The IPI handler on each target CPU receives the full list of VA ranges and calls the architecture-specific multi-range TLB invalidation:

  • x86-64: INVLPG per page in each range (or INVPCID with type=1 for PCID-aware invalidation).
  • AArch64: TLBI VAE1IS per page.
  • RISC-V: SFENCE.VMA with address operands per page.

MADV_PAGEOUT batching

When MADV_PAGEOUT appears across multiple iov ranges, UmkaOS collects all target pages into a single batch and calls reclaim_pages_batch(pages) once. This amortises the per-page reclaim overhead (LRU list manipulation, swap slot allocation) across all pages in the call. Linux calls reclaim_pages() once per VMA range.

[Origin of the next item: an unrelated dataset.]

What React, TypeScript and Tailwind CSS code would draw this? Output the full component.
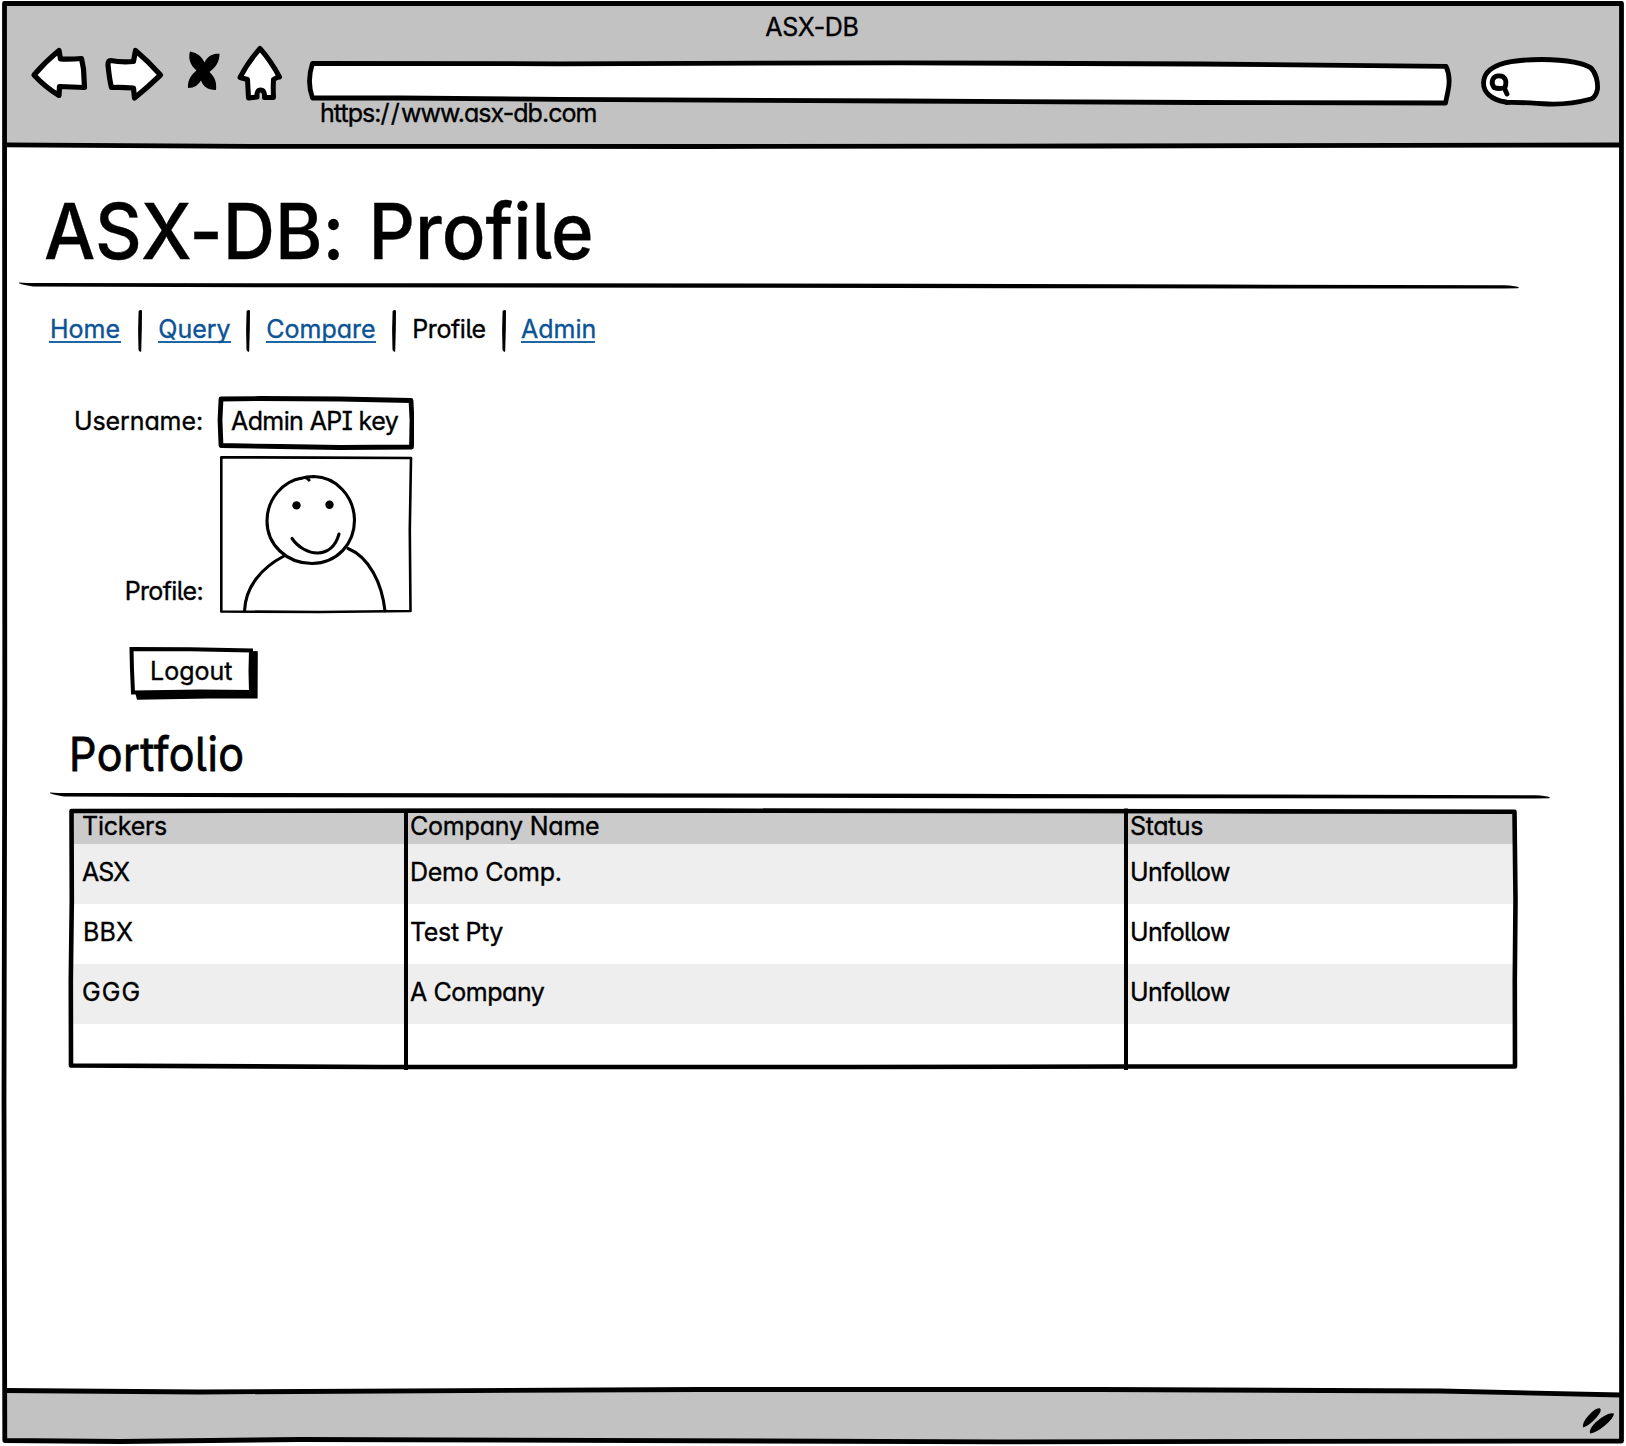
import type { ReactNode } from "react";

const rows = [
  { ticker: "ASX", tickerClass: "tracking-[-1px]", company: "Demo Comp.", companyClass: "tracking-[-0.25px]", shade: "bg-[#eeeeee]" },
  { ticker: "BBX", tickerClass: "pl-px tracking-[0.2px]", company: "Test Pty", companyClass: "tracking-[-0.35px]", shade: "bg-white" },
  { ticker: "GGG", tickerClass: "tracking-[1.1px]", company: "A Company", companyClass: "tracking-[-0.45px]", shade: "bg-[#eeeeee]" },
];

/* Body label with a fixed 30px line. */
function Label({ children, className = "" }: { children: ReactNode; className?: string }) {
  return <span className={`block h-[30px] whitespace-nowrap text-[25px] leading-[30px] ${className}`}>{children}</span>;
}

function Toolbar() {
  return (
    <div className="-mt-px flex h-[66px] pl-7">
      <svg className="h-[66px] w-[62px] shrink-0" viewBox="28 41 62 66" fill="#fff" stroke="#000" strokeWidth="5.2" strokeLinejoin="round">
        <path d="M34 75 Q45 62 59 50.5 L60.5 59 Q70 59.5 81.5 58.5 L83.5 69 L84.5 87.5 L59.5 86.5 L59 95.5 Q45 87 34 75Z" />
      </svg>
      <svg className="ml-3 h-[66px] w-16 shrink-0" viewBox="102 41 64 66" fill="#fff" stroke="#000" strokeWidth="5.2" strokeLinejoin="round">
        <path d="M110.5 60.5 Q121 62.5 133.5 61.5 L135.5 50.5 Q149 62 160.5 75 Q148 87 134.5 98 L133.5 88 Q121 87 111.5 87.5 Q109.5 80 108 65 Q108 60.5 110.5 60.5Z" />
      </svg>
      <svg className="ml-4 h-[66px] w-[42px] shrink-0" viewBox="182 41 42 66">
        <path d="M190 51.5 C198 53 202 57 204.500 62.500 C208 56 212 53.500 219.500 53.800 C219.500 62 216 67 209.500 72 C215 77 217 83 216 90 C207 90 203 86 201 80.500 C198 85 195 88 188 88 C187.500 80 191 75 196.500 70.500 C190 65 188 58 190 51.500Z" />
      </svg>
      <svg className="ml-2.5 h-[66px] w-[52px] shrink-0" viewBox="234 41 52 66" fill="#fff" stroke="#000" strokeWidth="5" strokeLinejoin="round">
        <path d="M260 48.500 Q271 61 279.500 77 Q277 77 273.500 79.500 Q273 88 273.500 97.500 L264.500 97.500 Q265 90 260.500 90 Q256.500 90 257 97 L248.500 98 L247.500 79.500 L240 77.500 Q248 62 260 48.500Z" />
      </svg>
      <svg className="ml-5 h-[66px] w-[1146px] shrink-0" viewBox="306 41 1146 66" fill="#fff" stroke="#000" strokeWidth="4.800" strokeLinejoin="round">
        <path d="M312.500 63.300 L560 63.800 L900 62.800 L1200 64 L1446 66.300 Q1451 77 1448 91 L1445.500 103 L1200 102.500 L900 101 L560 99.300 L400 98 L312.500 98 Q306.500 82 312.500 63.300Z" />
      </svg>
      <svg className="ml-[26px] h-[66px] w-[124px] shrink-0" viewBox="1478 41 124 66" fill="#fff" stroke="#000" strokeWidth="4.800" strokeLinejoin="round" strokeLinecap="round">
        <path d="M1506 102 C1491 100 1483.500 92 1483.500 83 C1484 65 1507 59.500 1542 59.500 C1568 59.500 1585 63.500 1591 68 C1596 73 1598 82 1597.500 89 Q1596 97 1591 99 C1576 103 1562 104.500 1548 104 C1530 103 1520 102 1506 102.500" />
        <path d="M1494 87.500 C1490 82 1493 75.700 1499 75.900 C1506 76 1507 82 1505 87.500 Q1499 89.500 1494 87.500 M1504.500 88.500 L1507 94" fill="none" />
      </svg>
    </div>
  );
}

function Separator({ className = "" }: { className?: string }) {
  return (
    <svg className={`h-[42px] w-1 shrink-0 ${className}`} viewBox="0 0 4 42">
      <path d="M0.600 1 Q2.500 -0.500 4 0.500 L3.800 20 L3.200 41.500 Q1.800 42.500 0.500 40 L0.100 20Z" />
    </svg>
  );
}

function NavLink({ children, className }: { children: string; className: string }) {
  return (
    <a href="#" className={`block h-[30px] shrink-0 whitespace-nowrap border-b-2 border-[#1f66a5] text-center text-[25px] leading-[32px] text-[#0b5394] ${className}`}>
      {children}
    </a>
  );
}

function Rule({ className }: { className: string }) {
  return (
    <svg className={`block h-2.5 w-[1500px] ${className}`} viewBox="0 0 1500 10" preserveAspectRatio="none">
      <path d="M0 1.500 Q8 2 16 2 L500 2.300 L900 2.800 L1200 3.500 L1486 4.300 Q1495 4.800 1500 6.300 L1499 7.300 Q1492 7.300 1486 7.500 L1100 7.300 L700 6.800 L240 6.300 L14 5.500 Q5 4 0 2.200Z" />
    </svg>
  );
}

function Avatar() {
  return (
    <svg className="h-[161px] w-[198px]" viewBox="216 454 198 161" fill="none" stroke="#000" strokeWidth="3.100" strokeLinecap="round" strokeLinejoin="round">
      <path d="M221.300 457.300 L320 457.600 L411 458 L409.800 530 L410.500 611 L320 612 L221.300 611.500Z" strokeWidth="2.600" />
      <path d="M309 480 Q307 476.500 302 478 C283 481 267 499 267 521 C267 545 287 563.500 312 563.500 C337 563 354.500 544 354.500 520 C354 496 336 477 314 476.500 Q306 476.500 301 478.500" />
      <path d="M292 538.500 C305 557 332 560 339 534" />
      <path d="M284 556 C261 568 245.500 587 244.500 611 M348 548.500 C369 557 382 583 385 611" />
      <circle cx="296.500" cy="505.400" r="4.200" fill="#000" stroke="none" />
      <circle cx="329.500" cy="504.700" r="4.200" fill="#000" stroke="none" />
    </svg>
  );
}

export default function App() {
  return (
    <div className="relative flex h-[1446px] w-[1626px] flex-col overflow-hidden bg-white font-['Inter',sans-serif] text-black [-webkit-text-stroke:0.35px] [font-feature-settings:'cv11','ss02','calt'_0]">
      <header className="ml-1 mr-1 mt-[3px] h-[143px] bg-[#c2c2c2]">
        <div className="-ml-1 pt-[9px]">
          <Label className="pl-[2px] text-center tracking-[-0.3px]">ASX-DB</Label>
          <Toolbar />
          <Label className="-mt-[9px] ml-[320px] tracking-[-0.95px]">
            https:<span className="tracking-[1.2px]">//</span>www.asx-db.com
          </Label>
        </div>
      </header>

      <main className="flex-1">
        <h1 className="ml-[44px] mt-[36px] h-[99px] w-fit origin-left scale-x-[0.941] whitespace-nowrap text-[77px] font-medium leading-[99px] [-webkit-text-stroke:0.3px] [word-spacing:5px]">
          ASX-DB: Profile
        </h1>
        <Rule className="ml-[19px]" />

        <nav className="ml-[49px] mt-[19px] flex h-[42px]">
          <NavLink className="mt-[3px] w-[72px]">Home</NavLink>
          <Separator className="ml-[17px]" />
          <NavLink className="ml-4 mt-[3px] w-[73px]">Query</NavLink>
          <Separator className="ml-[15px]" />
          <NavLink className="ml-4 mt-[3px] w-[110px]">Compare</NavLink>
          <Separator className="ml-4" />
          <Label className="ml-4 mt-1 w-[74px] text-center tracking-[-0.4px]">Profile</Label>
          <Separator className="ml-4" />
          <NavLink className="ml-[15px] mt-[3px] w-[74px]">Admin</NavLink>
        </nav>

        <section className="mt-[43px]">
          <div className="grid w-[414px] grid-cols-[204px_198px] gap-x-3 gap-y-1">
            <Label className="mt-[11px] pr-px text-right tracking-[-0.1px]">Username:</Label>
            <div className="relative h-[55px]">
              <svg className="absolute inset-0 h-[55px] w-[198px]" viewBox="216 395 198 55" fill="none" stroke="#000" strokeLinejoin="round">
                <path d="M221 399 L260 398.500 L340 399 L411 400.500 L412 420 L411.500 447 L340 447.500 L280 446.500 L221 445.500 L220 420Z" strokeWidth="4.800" />
              </svg>
              <Label className="relative ml-[15px] pt-[11px] tracking-[-0.6px]">Admin API key</Label>
            </div>
            <Label className="mb-[9px] self-end pr-px text-right tracking-[-0.65px]">Profile:</Label>
            <Avatar />
          </div>

          <button type="button" className="relative ml-32 mt-[30px] flex h-14 w-[132px] items-start pt-[11px]">
            <svg className="absolute inset-0 h-14 w-[132px]" viewBox="128 645 132 56">
              <path d="M134 655 L252 651 L257.800 651.300 L257.600 698.500 L210 698.500 L137 699.700 L135.500 694Z" />
              <path d="M131.500 649 L190 649.300 L251 650.500 L250.500 671 L251 692 L200 691.500 L133 692.500 L132 670Z" fill="#fff" stroke="#000" strokeWidth="4" />
            </svg>
            <Label className="relative ml-[22px]">Logout</Label>
          </button>
        </section>

        <section>
          <h2 className="ml-[69px] mt-[23px] h-[60px] w-fit origin-left scale-x-[0.915] whitespace-nowrap text-[47px] leading-[60px] tracking-[0.5px] [-webkit-text-stroke:0.8px]">Portfolio</h2>
          <Rule className="ml-[50px] mt-[7px]" />

          <div className="relative ml-[71px] mt-[10px] h-[255px] w-[1444px]">
            <div className="grid h-[33px] grid-cols-[335px_720px_389px] bg-[#cbcbcb]">
              <Label className="pl-[11px] tracking-[-0.25px]">Tickers</Label>
              <Label className="pl-1 tracking-[-0.2px]">Company Name</Label>
              <Label className="pl-1 tracking-[-0.4px]">Status</Label>
            </div>
            {rows.map((row) => (
              <div key={row.ticker} className={`grid h-[60px] grid-cols-[335px_720px_389px] pt-[13px] ${row.shade}`}>
                <div className="pl-[11px]">
                  <Label className={row.tickerClass}>{row.ticker}</Label>
                </div>
                <Label className={`pl-1 ${row.companyClass}`}>{row.company}</Label>
                <Label className="pl-1 tracking-[-0.7px]">Unfollow</Label>
              </div>
            ))}
            <svg className="absolute -left-[5px] -top-[5px] h-[266px] w-[1454px]" viewBox="66 806 1454 266" fill="none" stroke="#000" strokeLinejoin="round">
              <path d="M71.500 811 L240 810.700 L700 810.600 L1200 811.200 L1514.500 811.800 L1515.500 900 L1514.800 980 L1515 1066.500 L1126 1066.500 L850 1067 L380 1067 L71 1065.500 L70.800 980 L71.800 900Z" strokeWidth="4.600" />
              <path d="M406 809 V1070 M1126 808.500 V1070" strokeWidth="4" />
            </svg>
          </div>
        </section>
      </main>

      <footer className="ml-1 mr-1 h-[57px] shrink-0">
        <svg className="block h-[57px] w-[1618px]" viewBox="4 1389 1618 57">
          <path d="M4 1391 L200 1392 L700 1389.500 L1440 1391 L1622 1395 V1441 H4Z" fill="#c2c2c2" />
          <path d="M1583 1427.500 Q1582 1422.500 1588.500 1415.500 Q1595.500 1407.500 1600 1408.300 Q1602.500 1410.500 1596.500 1417.500 Q1589 1426 1583 1427.500Z M1590 1433.500 Q1588.500 1429 1596 1422 Q1607.500 1412 1614 1413.500 Q1613.500 1418 1605.500 1425 Q1596 1433 1590 1433.500Z" />
        </svg>
      </footer>

      <svg className="pointer-events-none absolute inset-0 h-[1446px] w-[1626px]" viewBox="0 0 1626 1446" fill="none" stroke="#000" strokeWidth="4.800" strokeLinejoin="round">
        <path d="M4.500 3.500 L1621.500 3.500 L1621.300 700 L1621.800 1100 L1621.500 1441 L1000 1441.800 L300 1439.500 L120 1441.500 L4.800 1440.500 L4 1100 L4.800 700Z" />
        <path d="M4 144.800 L250 146.300 L700 146.500 L1100 146 L1621 145" />
        <path d="M4 1390.500 L200 1392 L700 1389.500 L1100 1389.500 L1440 1391 L1621 1395" />
      </svg>
    </div>
  );
}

MADV_DISCARDABLE and MADV_CRITICAL integration

These UmkaOS-specific advice values set flags in the VMA's vm_flags:

bitflags::bitflags! {
    pub struct VmFlags: u64 {
        // ... standard Linux VM_* flags (exact values) ...
        /// UmkaOS extension: pages in this VMA are discardable under memory pressure.
        /// The memory hibernation path (§4.1.3.3) treats these as low-priority.
        const VM_UMKA_DISCARDABLE = 1 << 56;
        /// UmkaOS extension: pages in this VMA must not be reclaimed or compressed.
        /// Real-time allocations use this to guarantee access latency.
        const VM_UMKA_CRITICAL    = 1 << 57;
    }
}

The memory reclaim path checks VM_UMKA_CRITICAL before evicting any page; pages in critical VMAs are skipped even under severe memory pressure. The swap/compression path checks VM_UMKA_DISCARDABLE to prioritise these pages for early compression or swap.

Error cases

Error Condition
EBADF pidfd is not a valid pidfd
ESRCH Process referenced by pidfd has exited
EPERM Insufficient privilege for the requested advice type
EINVAL flags non-zero; vlen > 1024; unknown advice; non-aligned iov_base; zero iov_len
EFAULT iovec pointer not readable
ENOMEM iov range covers an unmapped region

Linux compatibility: syscall number, pidfd semantics, iovec struct, MADV_COLD and MADV_PAGEOUT advice values, and permission model match Linux 5.10+. MADV_DISCARDABLE and MADV_CRITICAL are UmkaOS extensions using values beyond the Linux-defined range. The 1024-entry vlen cap is an UmkaOS safety limit with no Linux equivalent.